The current work will expand the freeway to three lanes in each direction and shift a notorious bottleneck farther west.

Drivers who travel between Houston and Austin are familiar with exactly where traffic usually slows down. "Coming from Houston, it is just past Katy," says Kristina Hernandez, a resident who makes the drive frequently. Now, reports Dug Begley for the Houston Chronicle, the Texas Department of Transportation (TxDOT) is expanding Interstate 10 there as "part of a generation-long goal of having three lanes in each direction along I-10 from Houston to San Antonio." The current project, which will cost close to $570 million, will shift the bottleneck that now occurs in the area near Sealy farther west. "When the work is completed in mid-2022, drivers will have three lanes in each direction through Sealy, as opposed to the well-known bottleneck west of Brookshire."

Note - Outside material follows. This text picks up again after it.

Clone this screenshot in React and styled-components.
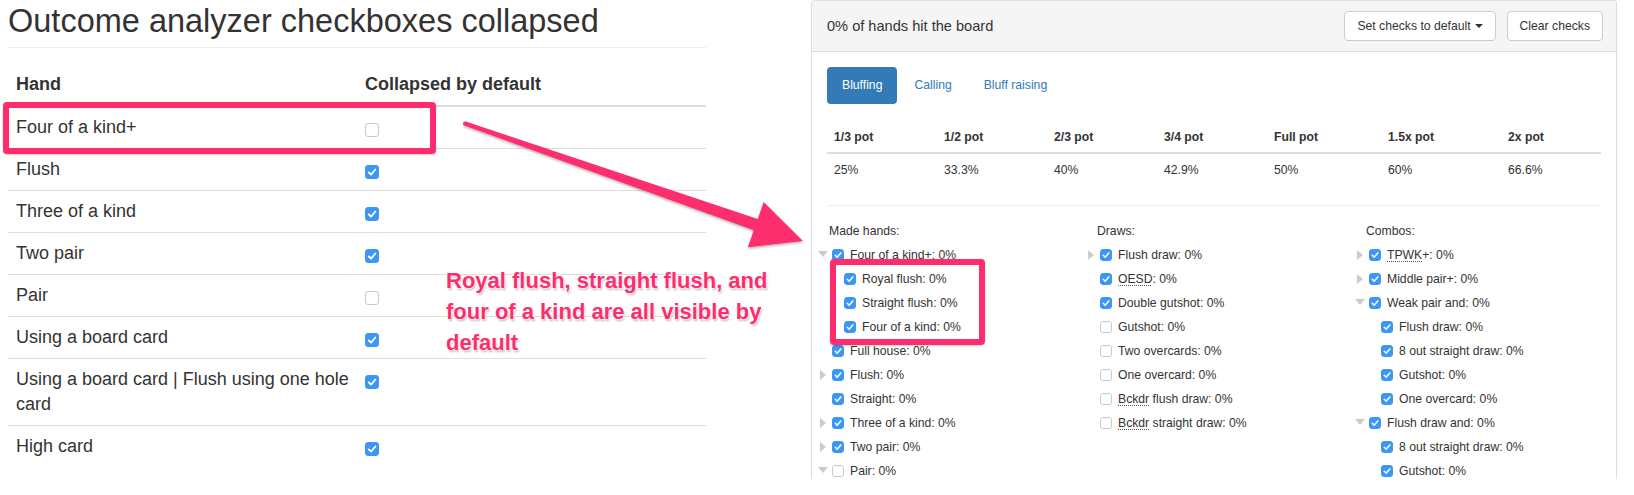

Local leaders hope the expansion will benefit Sealy's economy by making the 50-mile trip to and from downtown Houston faster. "The work comes with changes in Sealy’s appearance, however. New freeway lanes and frontage roads — in many spots the work is replacing rural two-way frontage roads typically on one side of the interstate with more urban and suburban styled one-way boulevards on both sides — will mean new businesses and intersections."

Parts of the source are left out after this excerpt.